Monday, August 24, 2009

Student Loans

Nalamienea's comment to my first post really hits home.  When my husband lost his job in 2001 I was scared.  Even worse, he worked in the tech sector and couldn't find another job.  I was a mom and wife, and a high school graduate.  I had no skills that would pay me above minimum wage. 

So, I went to school on student loans - we both did.  For three years we both went to school full time.  I earned a bachelor's degree, he has a bunch of mis- matched credits that don't quite add up to a degree.  Now, he's the one working full time and I'm staying at home.  Of course, I'm still going to school - pretty much just to avoid student loan payments.  I'll have my master's degree by the end of this year.

Once those loan payments become due, I'm not sure what we'll do.

He needs to go back and finish his degree.  First, we have to figure out how to get his loan status out of the dumps.

Filing bankruptcy doesn't help get rid of student loans.  I don't by any means think anyone should borrow money with the intention of filing bankruptcy to cancel their debt.  I do think, however, that there are some financial situations in which student loans should be forgiven.

My husband and I have a few little credit cards we haven't been able to pay on in a little while, but except for student loan debt, all of our unsecured debt together is less than $5,000.

So, even though we are having trouble now, without even making any debt payments, the biggest anchor around our necks is our student loans.

Back when we took the student loans, they were a life saver.  He couldn't find work in his field, so the money kept food on the table and a roof over our heads.  But easy money comes with consequences - and we're about to start feeling 'em...


  1. I am totally hearing you on this one. I did an entire 2-year degree at a private college on student loans before realized that it didn't do crap for me, so I've had to go back and start again. My debt will be 5 figures with probably a 5 at the beginning of it.

    Have you thought of teaching high school? If you guys live in a rural/high need area and you can teach in one of the high need fields, there's a loan repayment program for you. You'll have a monthly payment directly tied to your income and you won't have to pay more than 10 years. I don't have a website right now, but try googling "teacher loan repayment" or something like that.

    I'm with ya sister. Student loan debt is out of control in this country, and I know we're not in the boat alone.
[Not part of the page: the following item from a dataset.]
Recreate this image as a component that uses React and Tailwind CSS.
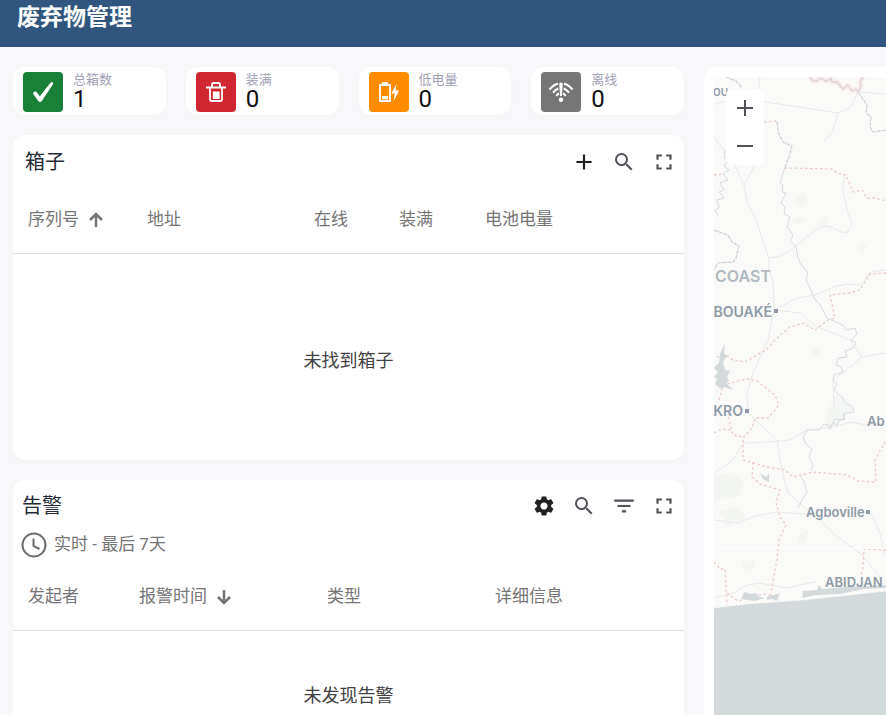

  2. This is something, that is not that common to me. In Finland also higher education is free and the national insurence company (KELA) covers 80% of reasonable rent and then all full day students can get money support. All togehter this makes ~500€/month, so one doesn't live that well, or luxurious life, but it keeps the food in the table and roof above head. (Althought the reasonable rent is 250€/month, and in many towns/cities you can't even have shared appartment with that money). Of course some take the student loans, but it is fewer and fewer persons.